Application of ARPI occasionally requires a judgement call. E.g. one team first took a single measurement at a given value of the independent variable (level 0) but repeated three times subsequently (level 2). The change resulted in more reliable results in later measurements. This may reflect consideration of the quality of evidence, perhaps reflecting attainment level 4. However, they did not augment their first measurement or substantiate either their initial or later approach. In these cases we decided to err on the side of caution. In this case level 1 was assigned.

As assigning scores thus relies on an interpretation of information that is often fragmented or incomplete (students tend to be brief in specifying what is done and why), assigning students’ UoE levels was carried out twice by the first author. In the few cases of mismatching scores, evidence was re-examined before a definite score for these UoE were assigned. Assigning scores was repeated by an independent, informed teacher-researcher for an arbitrarily chosen section of 30% of the dataset. The inter-rater reliability was 89%, implying that no relevant differences were found. Mismatching scores were discussed until agreement was reached.

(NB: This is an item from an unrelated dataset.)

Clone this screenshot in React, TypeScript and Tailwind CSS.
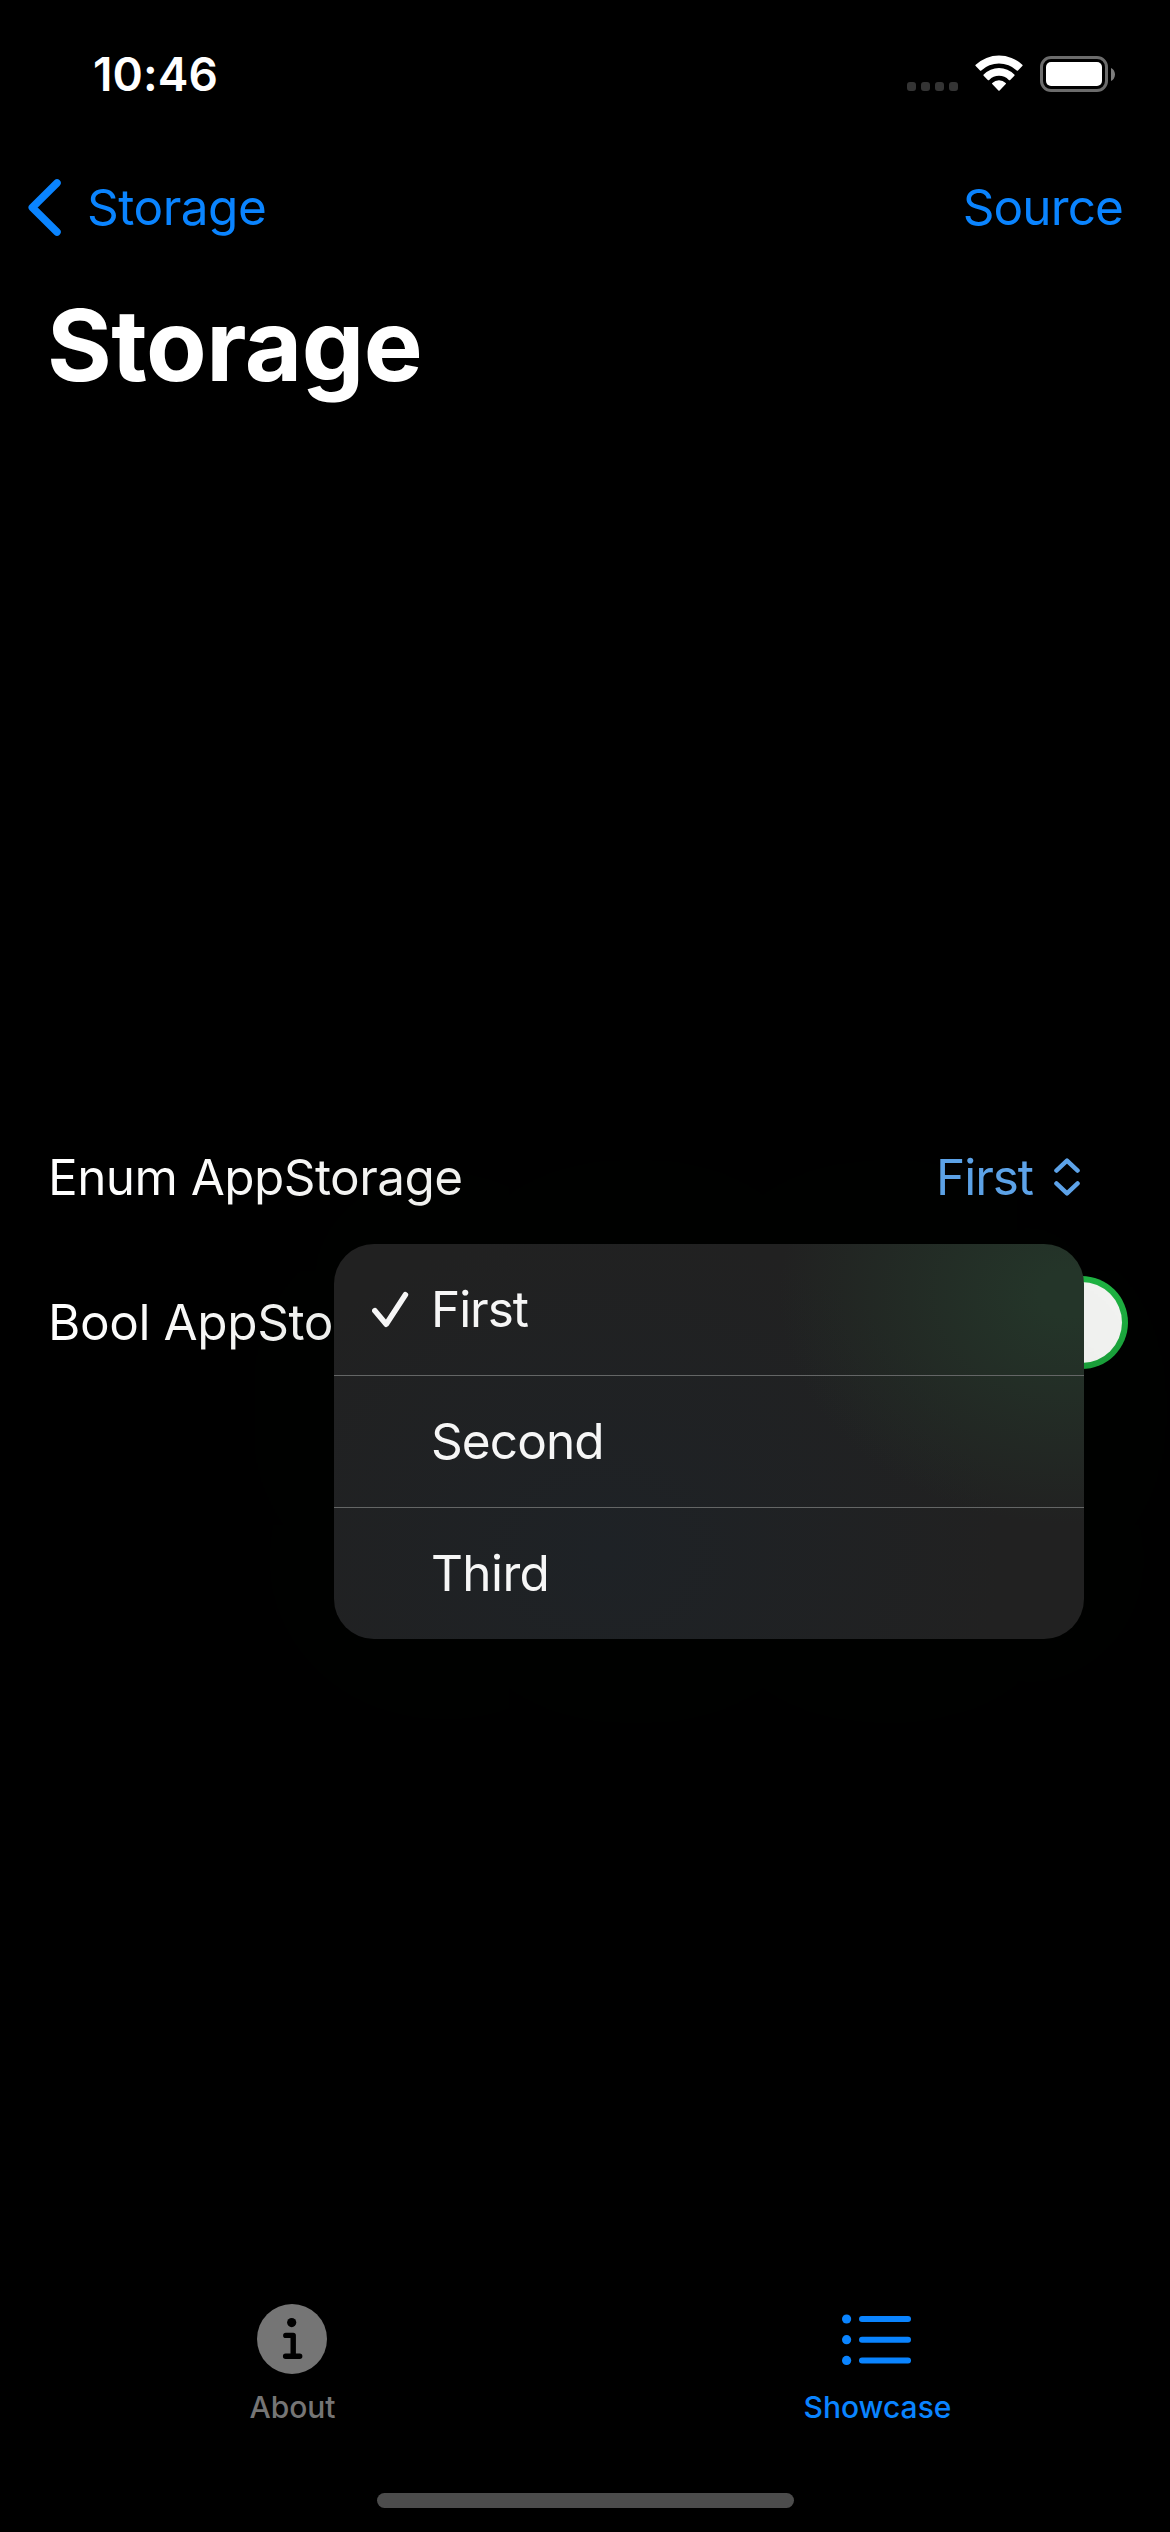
function WifiIcon() {
  return (
    <svg className="h-[38px] w-12" viewBox="0 0 48 38" fill="white">
      <path d="M.7 11.1Q0 10.4.7 9.8A34 34 0 0 1 47.3 9.8Q48 10.4 47.3 11.1L43 15.4Q42.4 16 41.7 15.4A26 26 0 0 0 6.3 15.4Q5.6 16 5 15.4Z" />
      <path d="M8.6 20.8Q8 20.1 8.7 19.5A21.3 21.3 0 0 1 39.3 19.5Q40 20.1 39.4 20.8L35.2 25Q34.5 25.6 33.8 25A13.6 13.6 0 0 0 14.2 25Q13.5 25.6 12.8 25Z" />
      <path d="M17.2 29Q16.7 28.4 17.3 27.9A9.8 9.8 0 0 1 30.7 27.9Q31.3 28.4 30.8 29L24.6 35.4Q24 36 23.4 35.4Z" />
    </svg>
  );
}

function StatusBar() {
  return (
    <header className="flex h-[141px] items-center justify-between pt-[7px] pr-[55px] pl-[93px]">
      <span className="text-[46px] leading-[60px] font-semibold tracking-[0.1px]">10:46</span>
      <div className="flex items-center">
        <div className="mt-[25px] mr-[17px] flex gap-[5px]">
          {[0, 1, 2, 3].map((dot) => (
            <span key={dot} className="size-[9px] rounded-[3px] bg-[#343434]" />
          ))}
        </div>
        <WifiIcon />
        <div className="ml-[17px] flex items-center gap-[3px]">
          <div className="h-9 w-[68px] rounded-[11px] border-3 border-[#6c6c6c] p-[3px]">
            <div className="h-full rounded-[5px] bg-white" />
          </div>
          <svg className="h-[13px] w-1" viewBox="0 0 4 13" fill="#7d7d7d">
            <path d="M0 0C2.4 1 4 3.6 4 6.5S2.4 12 0 13Z" />
          </svg>
        </div>
      </div>
    </header>
  );
}

function NavBar() {
  return (
    <nav className="flex h-[132px] items-center justify-between pr-[47px] pl-7 text-[49.5px] text-[#0a84ff]">
      <button className="flex items-center gap-[26px]">
        <svg className="h-[57px] w-[33px]" viewBox="0 0 33 57" fill="none" stroke="currentColor" strokeWidth="7.5" strokeLinecap="round" strokeLinejoin="round">
          <path d="M29 4 4.3 28.5 29 53" />
        </svg>
        <span className="tracking-[-0.5px]">Storage</span>
      </button>
      <button className="tracking-[-0.9px]">Source</button>
    </nav>
  );
}

function Menu() {
  return (
    <ul className="absolute top-[133px] right-[86px] w-[750px] divide-y divide-[#646666] overflow-hidden rounded-[40px] bg-[#212121] bg-[radial-gradient(ellipse_290px_230px_at_735px_50px,#243529_0%,#243529_10%,#22292400_100%),radial-gradient(ellipse_400px_330px_at_270px_310px,#1e2226_0%,#1e222600_100%)] text-[49.5px] text-[#f6f6f6] shadow-[0_0_300px_100px_rgba(0,20,0,0.08)]">
      <li className="box-content flex h-[131px] items-center pl-[38px]">
        <svg className="mr-[22px] h-[37px] w-[37px]" viewBox="0 0 37 37" fill="none" stroke="currentColor" strokeWidth="5.6" strokeLinecap="round" strokeLinejoin="round">
          <path d="M2.9 19.7 14.2 33.2 33.4 3.8" />
        </svg>
        <span className="tracking-[-1.05px]">First</span>
      </li>
      <li className="box-content flex h-[131px] items-center pl-[97px] tracking-[-0.9px]">Second</li>
      <li className="box-content flex h-[131px] items-center pl-[97px] tracking-[-0.6px]">Third</li>
    </ul>
  );
}

function Settings() {
  return (
    <section className="relative mt-[706px] flex flex-col gap-[13px] text-[49.5px]">
      <div className="flex h-[132px] items-center justify-between pr-[90px] pl-12">
        <span className="bg-linear-to-r from-white to-[#fafaf8] bg-clip-text tracking-[-0.57px] text-transparent">Enum AppStorage</span>
        <div className="flex items-center text-[#60a8f0]">
          <span className="mr-[21px] tracking-[-1.05px]">First</span>
          <svg className="h-[38px] w-[26px]" viewBox="0 0 26 38" fill="none" stroke="currentColor" strokeWidth="4.4" strokeLinecap="round" strokeLinejoin="round">
            <path d="M2.4 12.6 13 2.6 23.6 12.6M2.4 25.4 13 35.4 23.6 25.4" />
          </svg>
        </div>
      </div>
      <div className="flex h-[132px] items-center justify-between pr-[42px] pl-12">
        <span className="bg-linear-to-r from-white to-[#f6f6f4] bg-clip-text tracking-[-0.41px] text-transparent">Bool AppStorage</span>
        <div className="flex h-[93px] w-[153px] justify-end rounded-full bg-linear-to-b from-[#20ba45] to-[#1ba43c] p-1.5">
          <span className="size-[81px] rounded-full bg-[#fbfbfa]" />
        </div>
      </div>
      <Menu />
    </section>
  );
}

function TabBar() {
  return (
    <footer className="flex h-[185px] text-[30px] leading-[40px] font-medium">
      <button className="flex flex-1 flex-col items-center text-[#757575]">
        <svg className="mt-[6px] mr-px mb-[13px] size-[70px]" viewBox="0 0 70 70">
          <circle cx="35" cy="35" r="35" fill="currentColor" />
          <circle cx="34.7" cy="18.6" r="4.6" fill="black" />
          <path d="M28.8 31.4H36.2V52M28.6 52.2H42.7" fill="none" stroke="black" strokeWidth="5.4" strokeLinecap="round" strokeLinejoin="round" />
        </svg>
        About
      </button>
      <button className="flex flex-1 flex-col items-center text-[#0a84ff]">
        <svg className="mt-[6px] mb-[13px] h-[70px] w-[72px]" viewBox="0 0 72 70" fill="currentColor">
          {[15, 35.7, 56.4].map((y) => (
            <g key={y}>
              <circle cx="4.6" cy={y} r="4.6" />
              <rect x="17" y={y - 3} width="52" height="6" rx="3" />
            </g>
          ))}
        </svg>
        Showcase
      </button>
    </footer>
  );
}

export default function App() {
  return (
    <main className="flex h-[2532px] w-[1170px] flex-col overflow-hidden bg-black font-['Inter',sans-serif] text-white">
      <StatusBar />
      <NavBar />
      <h1 className="h-[132px] pl-[47px] text-[99px] leading-[144px] font-bold tracking-[-0.5px]">Storage</h1>
      <Settings />
      <div className="flex-1" />
      <TabBar />
      <div className="flex h-[49px] justify-center">
        <span className="mt-[10px] h-[15px] w-[417px] rounded-full bg-[#4c4c4c]" />
      </div>
    </main>
  );
}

This analysis provided an overview of the students’ approach in the first stage and revealed the weaknesses in its quality from a scientific point of view. A number of UoE was not assessed as the given task did not involve their application and no relevant data could be collected (UoE 1, 3, 10, 11 17-19). As a case in point students were not required to engage in peer review, so that UoE 19 is not considered here.

To study whether the switch in perspective changed the students’ perception of the usefulness and trustworthiness of their inquiry, we analysed first the level of confidence students had in their results, as expressed in the letter to the stunt coordinator. We allocated low (-), intermediate (0) and high (+) levels (or (?) if not expressed). Subsequently we analysed the audio recordings of the stage 3 with a focus on students’ reactions and arguments when asked whether they would dare to jump. We compared their views in the letter with these verbal reactions and arguments.

Finally, students’ propositions for improvement in the reflection forms were linked to UoE (RQ2). We explored the match between weaknesses they identified and those derived from a scientific perspective to determine to what extent their modified goals and intentions for change aligned with it.

All interventions, instruments and collected data were in Dutch and where necessary have been translated by the authors.

Results

First, the analysis of the scientific quality of inquiries is presented (RQ2). Next, the students’ own views of that quality during the first stage of the intervention, where they plan and collect data and write to the stunt coordinator (RQ1a) are presented. Subsequently, the altered perspectives in the second stage (RQ1b) are given. Finally, data are presented on how students think their inquiry can be improved (RQ2) and compared with what is required in view of the observed scientific quality.

Students’ inquiry from a scientific perspective

For each of the twelve UoE of ARPI, attainment levels of each student team were assigned on the basis of their SGO inquiry reports and letters to the stunt coordinator. The results are shown in . The student teams’ operationalisation of their inquiry is analysed as follows:

Table 3. Number of teams (N = 11) per competence level for each UoE on a 5-point scale from lowest (0) to highest (4), on average in SGO and letter. Class average level in grey. Number of teams whose UoE could not be determined in final column.

ARPI phase: posing questions

UoE 2: Most teams posed a research question of the form ‘find out how X influences Y’, revealing that they understood what they intended to investigate. Intermediate level was assigned in cases where a relationship was not made explicit, e.g.: ‘At what angle should the stuntman jump to reach the other side?’ (team G1).

ARPI phase: design

UoE 4: A relation between the experiment and the research question was often not specified. While most teams chose generally suitable instruments and procedures for measuring relevant quantities, a systematic, structured approach tended to be absent. The most extensive description was given by team G9: ‘in order to see how mass influences the swing time, seven different weights (20–100 g) were used’. Another more extensive description, in the letter of G1, is presented in .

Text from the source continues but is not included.